After questions from ‘Fast Company,’ it will now ban political ads that claim false victory in the days after November 3.
Facebook banned political ads a week before the election. After questions from ‘Fast Company,’ it will now ban political ads—including those by the Trump campaign—that claim false victory in the days after November 3.
Facebook has said it will reject political ads that spread misinformation about the outcome of the November 3 election, several hours after Fast Company reported that the company’s stated policies would do nothing to prevent a candidate such as Donald Trump from declaring victory before the final results are tabulated.
“We will be rejecting political ads that claim victory before the results of the 2020 election have been declared,” a Facebook spokesperson told Fast Company, as the company was preparing a tweet clarifying its policy on post-election-night political ads.
As Fast Company originally reported, there is no law and previously was no Facebook policy to stop the Trump campaign, or any other political campaign, from falsely claiming victory through millions of ads starting at 12:01 a.m. Pacific Time on election night.
The policy change is an update to Facebook CEO Mark Zuckerberg’s September 3 blog post, in which the CEO said that his company would not publish political ads in the week before the election because there wouldn’t be enough time before Election Day to fact-check their claims. When Fast Company reached out, however, the company confirmed that political campaigns would be able to place new ads on Facebook starting November 4.
The company has also announced that it would apply an “informational label” to content that calls into question the legitimacy of the election or its outcome. And it’ll add a label to posts by campaigns or candidates that declare victory before the full results are in. Facebook failed to clarify how its policy relates to ads before this article was published.
In a “normal” election year this might have been less worrisome; in the past, winners have commonly been projected by midnight. But because of mail-in voting during the coronavirus pandemic, it won’t happen like that in 2020. The result of the presidential race is likely to be very much in doubt when we go to bed on November 3.
And 12:01 a.m. on November 4 could mark the outset of an extremely sensitive and crucial period when election officials take a week or longer to process and tabulate the mail-in ballots used by millions of voters this year. Election integrity experts have said that the in-person votes will be counted first in many jurisdictions and that because higher numbers of his base will likely vote in person, Trump may appear to hold a lead on election night. That could change over the following weeks as mail-in ballots are tabulated.

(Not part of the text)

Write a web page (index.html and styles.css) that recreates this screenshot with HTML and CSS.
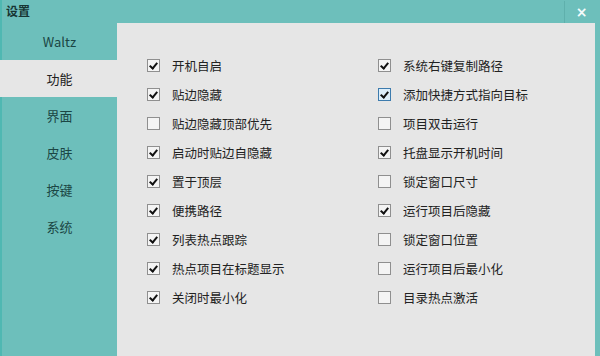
FILE: index.html
```html
<!DOCTYPE html>
<html>
<head>
<meta charset="utf-8">
<link rel="stylesheet" href="styles.css">
</head>
<body>
<div class="window">
  <div class="titlebar">
    <span class="title">设置</span>
    <span class="close">&times;</span>
  </div>
  <div class="main">
    <div class="sidebar">
      <div class="nav-item">Waltz</div>
      <div class="nav-item active">功能</div>
      <div class="nav-item">界面</div>
      <div class="nav-item">皮肤</div>
      <div class="nav-item">按键</div>
      <div class="nav-item">系统</div>
    </div>
    <div class="panel">
      <div class="options">
        <label class="opt"><span class="box checked"></span>开机自启</label>
        <label class="opt"><span class="box checked"></span>系统右键复制路径</label>
        <label class="opt"><span class="box checked"></span>贴边隐藏</label>
        <label class="opt"><span class="box checked hover"></span>添加快捷方式指向目标</label>
        <label class="opt"><span class="box"></span>贴边隐藏顶部优先</label>
        <label class="opt"><span class="box"></span>项目双击运行</label>
        <label class="opt"><span class="box checked"></span>启动时贴边自隐藏</label>
        <label class="opt"><span class="box checked"></span>托盘显示开机时间</label>
        <label class="opt"><span class="box checked"></span>置于顶层</label>
        <label class="opt"><span class="box"></span>锁定窗口尺寸</label>
        <label class="opt"><span class="box checked"></span>便携路径</label>
        <label class="opt"><span class="box checked"></span>运行项目后隐藏</label>
        <label class="opt"><span class="box checked"></span>列表热点跟踪</label>
        <label class="opt"><span class="box"></span>锁定窗口位置</label>
        <label class="opt"><span class="box checked"></span>热点项目在标题显示</label>
        <label class="opt"><span class="box"></span>运行项目后最小化</label>
        <label class="opt"><span class="box checked"></span>关闭时最小化</label>
        <label class="opt"><span class="box"></span>目录热点激活</label>
      </div>
    </div>
  </div>
</div>
</body>
</html>
```
FILE: styles.css
```css
html, body { margin: 0; padding: 0; }
body { width: 600px; height: 356px; overflow: hidden; font-family: "Noto Sans CJK SC", "Noto Sans", sans-serif; font-size: 12px; }
.window { width: 600px; height: 356px; background: #6dbfbb; border-left: 2px solid #4fb8b2; box-sizing: border-box; display: flex; flex-direction: column; }
.titlebar { height: 23px; display: flex; align-items: center; justify-content: space-between; flex-shrink: 0; }
.title { font-weight: bold; color: #173533; padding-left: 4px; font-size: 12px; line-height: 1; margin-top: -1px; }
.close { width: 36px; height: 22px; border-left: 1px solid #5fb0ac; color: #f4fbfb; font-weight: bold; font-size: 14px; font-family: "DejaVu Sans", sans-serif; display: flex; align-items: center; justify-content: center; line-height: 1; padding-right: 2px; box-sizing: border-box; }
.main { flex: 1; display: flex; }
.sidebar { width: 115px; flex-shrink: 0; }
.nav-item { height: 37px; display: flex; align-items: center; justify-content: center; color: #1b4644; font-size: 13px; }
.nav-item.active { background: #e6e6e6; color: #222; margin-left: -2px; padding-left: 2px; }
.panel { flex: 1; background: #e6e6e6; margin-right: 5px; padding: 28px 0 0 30px; }
.options { display: grid; grid-template-columns: 231px 1fr; grid-auto-rows: 29px; }
.opt { display: flex; align-items: center; color: #222; font-size: 12.5px; }
.box { width: 11px; height: 11px; border: 1px solid #8f8f8f; background: #f4f4f4; margin-right: 12px; position: relative; flex-shrink: 0; }
.box.hover { border-color: #3d7bad; background: #ddeefa; }
.box.checked::after { content: ""; position: absolute; left: 3px; top: 1px; width: 3px; height: 6px; border: solid #111; border-width: 0 2px 2px 0; transform: rotate(40deg); }
```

If the Trump campaign could have used a mass media channel such as Facebook to declare victory in the early hours of November 4, it could send the GOP base into a frenzy of euphoria—and it may go on believing Trump won even after the official ballot count later reveals Biden to be the president-elect. Trump might then declare the election “rigged” (as he did in 2016, even after winning!) and refuse to leave the White House. The nation would find itself in the teeth of a constitutional crisis.
Facebook’s policy on political ads, in general, is that it’s “in the public interest” to see them, even if they contain disinformation.
Zuckerberg said in the September 3 blog post that Facebook would make no further changes before the election, “to ensure there are clear and consistent rules.” However, this latest update points to how the company is continuing to shape its policy in the weeks leading up to the election.